_STORED DATA_
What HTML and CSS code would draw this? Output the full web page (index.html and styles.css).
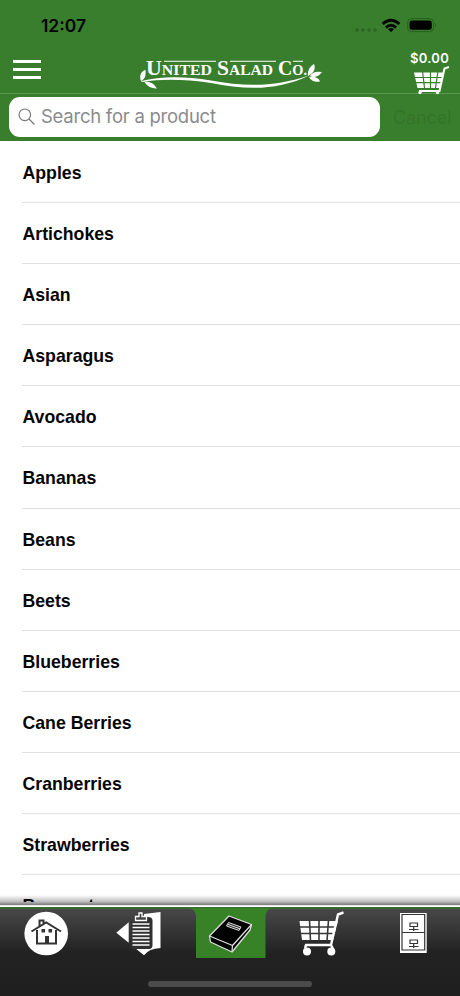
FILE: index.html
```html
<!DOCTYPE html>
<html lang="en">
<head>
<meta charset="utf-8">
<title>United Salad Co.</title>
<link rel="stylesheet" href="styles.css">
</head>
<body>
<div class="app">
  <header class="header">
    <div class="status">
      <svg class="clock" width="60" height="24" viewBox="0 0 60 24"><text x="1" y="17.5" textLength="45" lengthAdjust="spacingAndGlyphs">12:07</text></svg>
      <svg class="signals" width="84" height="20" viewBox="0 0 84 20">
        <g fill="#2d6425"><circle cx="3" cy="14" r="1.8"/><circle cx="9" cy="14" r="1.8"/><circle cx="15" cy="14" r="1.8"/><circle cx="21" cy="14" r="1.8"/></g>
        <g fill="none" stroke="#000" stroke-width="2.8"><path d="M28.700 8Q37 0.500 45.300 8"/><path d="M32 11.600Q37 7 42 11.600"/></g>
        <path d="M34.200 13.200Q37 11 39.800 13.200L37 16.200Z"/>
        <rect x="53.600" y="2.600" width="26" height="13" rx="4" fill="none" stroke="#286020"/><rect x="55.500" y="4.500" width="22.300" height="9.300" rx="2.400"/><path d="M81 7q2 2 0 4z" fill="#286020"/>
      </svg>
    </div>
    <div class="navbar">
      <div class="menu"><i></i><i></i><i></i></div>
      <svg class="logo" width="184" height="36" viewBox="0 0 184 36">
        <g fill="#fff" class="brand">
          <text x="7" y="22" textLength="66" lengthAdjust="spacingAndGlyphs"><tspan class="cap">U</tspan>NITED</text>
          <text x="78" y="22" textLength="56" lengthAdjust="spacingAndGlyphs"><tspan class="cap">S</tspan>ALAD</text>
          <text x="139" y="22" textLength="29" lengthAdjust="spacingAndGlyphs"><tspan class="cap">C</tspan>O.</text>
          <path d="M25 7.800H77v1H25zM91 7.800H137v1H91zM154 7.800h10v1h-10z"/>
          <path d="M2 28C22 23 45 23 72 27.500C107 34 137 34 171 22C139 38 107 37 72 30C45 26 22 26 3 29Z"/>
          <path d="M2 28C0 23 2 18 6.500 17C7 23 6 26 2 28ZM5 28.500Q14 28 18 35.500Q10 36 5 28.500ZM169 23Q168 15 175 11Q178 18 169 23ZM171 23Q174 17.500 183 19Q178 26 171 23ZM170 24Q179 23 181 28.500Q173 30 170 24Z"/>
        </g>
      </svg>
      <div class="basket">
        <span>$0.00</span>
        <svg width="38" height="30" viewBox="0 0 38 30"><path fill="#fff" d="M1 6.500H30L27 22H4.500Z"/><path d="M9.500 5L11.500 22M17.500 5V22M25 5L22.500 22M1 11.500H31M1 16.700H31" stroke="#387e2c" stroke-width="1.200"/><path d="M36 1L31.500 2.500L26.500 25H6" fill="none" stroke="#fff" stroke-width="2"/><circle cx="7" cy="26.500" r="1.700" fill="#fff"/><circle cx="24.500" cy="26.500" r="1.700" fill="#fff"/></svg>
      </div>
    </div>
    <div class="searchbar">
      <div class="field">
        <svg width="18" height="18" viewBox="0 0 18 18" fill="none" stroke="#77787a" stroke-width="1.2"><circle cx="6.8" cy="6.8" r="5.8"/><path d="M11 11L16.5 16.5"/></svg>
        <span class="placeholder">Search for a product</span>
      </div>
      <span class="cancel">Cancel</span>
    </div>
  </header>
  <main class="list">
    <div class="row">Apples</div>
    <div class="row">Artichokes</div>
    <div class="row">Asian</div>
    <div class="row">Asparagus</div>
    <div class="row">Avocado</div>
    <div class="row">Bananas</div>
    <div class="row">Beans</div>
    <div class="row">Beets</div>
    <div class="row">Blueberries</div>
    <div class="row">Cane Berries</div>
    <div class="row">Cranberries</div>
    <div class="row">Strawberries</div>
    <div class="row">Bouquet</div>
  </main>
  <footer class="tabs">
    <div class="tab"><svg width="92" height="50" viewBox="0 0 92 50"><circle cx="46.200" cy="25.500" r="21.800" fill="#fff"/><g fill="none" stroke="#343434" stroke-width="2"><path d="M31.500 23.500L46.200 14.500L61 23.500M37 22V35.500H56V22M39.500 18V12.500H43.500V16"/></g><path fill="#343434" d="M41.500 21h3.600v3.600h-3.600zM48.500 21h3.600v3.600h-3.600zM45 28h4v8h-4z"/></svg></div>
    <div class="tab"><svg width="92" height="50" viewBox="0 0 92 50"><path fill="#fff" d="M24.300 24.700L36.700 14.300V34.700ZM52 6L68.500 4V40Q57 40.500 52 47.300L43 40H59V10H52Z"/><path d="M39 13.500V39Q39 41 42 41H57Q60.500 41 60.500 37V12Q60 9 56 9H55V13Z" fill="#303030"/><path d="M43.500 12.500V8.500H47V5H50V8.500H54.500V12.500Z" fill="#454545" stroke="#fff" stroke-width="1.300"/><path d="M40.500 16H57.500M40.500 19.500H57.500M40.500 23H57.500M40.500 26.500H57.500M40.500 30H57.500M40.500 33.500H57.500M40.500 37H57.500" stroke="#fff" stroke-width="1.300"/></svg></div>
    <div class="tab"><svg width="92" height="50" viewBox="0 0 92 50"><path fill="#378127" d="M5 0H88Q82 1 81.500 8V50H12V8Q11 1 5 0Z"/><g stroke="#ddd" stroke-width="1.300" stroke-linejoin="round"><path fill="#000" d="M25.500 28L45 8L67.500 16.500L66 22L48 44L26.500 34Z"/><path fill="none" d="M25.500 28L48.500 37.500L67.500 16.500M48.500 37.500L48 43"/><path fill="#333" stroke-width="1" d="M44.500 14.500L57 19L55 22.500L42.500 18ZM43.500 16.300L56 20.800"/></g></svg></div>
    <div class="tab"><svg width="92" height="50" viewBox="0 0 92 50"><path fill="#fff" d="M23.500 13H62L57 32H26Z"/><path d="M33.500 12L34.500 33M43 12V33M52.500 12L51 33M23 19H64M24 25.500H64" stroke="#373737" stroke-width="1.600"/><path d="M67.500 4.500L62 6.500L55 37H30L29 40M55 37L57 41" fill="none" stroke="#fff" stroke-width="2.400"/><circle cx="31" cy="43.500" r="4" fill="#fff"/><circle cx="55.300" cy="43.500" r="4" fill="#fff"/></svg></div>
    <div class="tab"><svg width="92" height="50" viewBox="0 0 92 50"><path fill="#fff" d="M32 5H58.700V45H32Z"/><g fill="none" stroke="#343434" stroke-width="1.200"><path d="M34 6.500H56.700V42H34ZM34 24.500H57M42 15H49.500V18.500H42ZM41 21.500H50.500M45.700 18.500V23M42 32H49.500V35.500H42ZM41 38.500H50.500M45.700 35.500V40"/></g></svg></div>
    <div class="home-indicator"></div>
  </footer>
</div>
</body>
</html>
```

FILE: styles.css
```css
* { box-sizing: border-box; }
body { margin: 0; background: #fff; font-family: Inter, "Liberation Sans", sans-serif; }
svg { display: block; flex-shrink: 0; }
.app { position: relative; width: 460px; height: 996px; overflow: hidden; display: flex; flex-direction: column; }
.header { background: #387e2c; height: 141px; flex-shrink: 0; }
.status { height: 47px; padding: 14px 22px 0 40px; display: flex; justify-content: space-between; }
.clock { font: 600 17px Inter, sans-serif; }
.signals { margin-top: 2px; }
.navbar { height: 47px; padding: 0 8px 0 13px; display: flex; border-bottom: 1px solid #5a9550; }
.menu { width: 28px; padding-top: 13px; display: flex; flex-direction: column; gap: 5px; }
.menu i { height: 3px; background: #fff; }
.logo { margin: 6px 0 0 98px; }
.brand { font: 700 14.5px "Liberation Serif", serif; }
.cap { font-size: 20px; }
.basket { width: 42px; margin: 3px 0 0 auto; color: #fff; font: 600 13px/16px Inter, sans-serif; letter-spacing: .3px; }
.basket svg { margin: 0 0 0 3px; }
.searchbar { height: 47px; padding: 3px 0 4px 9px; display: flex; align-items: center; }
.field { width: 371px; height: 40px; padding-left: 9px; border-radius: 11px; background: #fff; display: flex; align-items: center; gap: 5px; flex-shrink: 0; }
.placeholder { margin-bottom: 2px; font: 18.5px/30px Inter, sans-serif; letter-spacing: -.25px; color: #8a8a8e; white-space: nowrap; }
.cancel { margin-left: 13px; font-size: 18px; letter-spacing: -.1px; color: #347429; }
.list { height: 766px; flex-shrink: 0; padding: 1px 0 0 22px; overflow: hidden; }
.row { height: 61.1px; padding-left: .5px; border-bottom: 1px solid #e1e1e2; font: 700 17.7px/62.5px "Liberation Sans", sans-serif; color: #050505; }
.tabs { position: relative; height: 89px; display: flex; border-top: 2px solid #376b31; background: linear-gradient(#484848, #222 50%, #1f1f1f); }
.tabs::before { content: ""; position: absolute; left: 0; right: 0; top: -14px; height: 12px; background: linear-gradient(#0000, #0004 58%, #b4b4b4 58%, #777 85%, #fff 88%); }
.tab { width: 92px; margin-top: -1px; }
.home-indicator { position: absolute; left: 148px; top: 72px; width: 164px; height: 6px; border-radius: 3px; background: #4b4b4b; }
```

_STATED GOAL_
Find the word "index" in the data and copy out each line where it turns up.

_OUTPUT FOR THIS TASK_
What HTML and CSS code would draw this? Output the full web page (index.html and styles.css).
FILE: index.html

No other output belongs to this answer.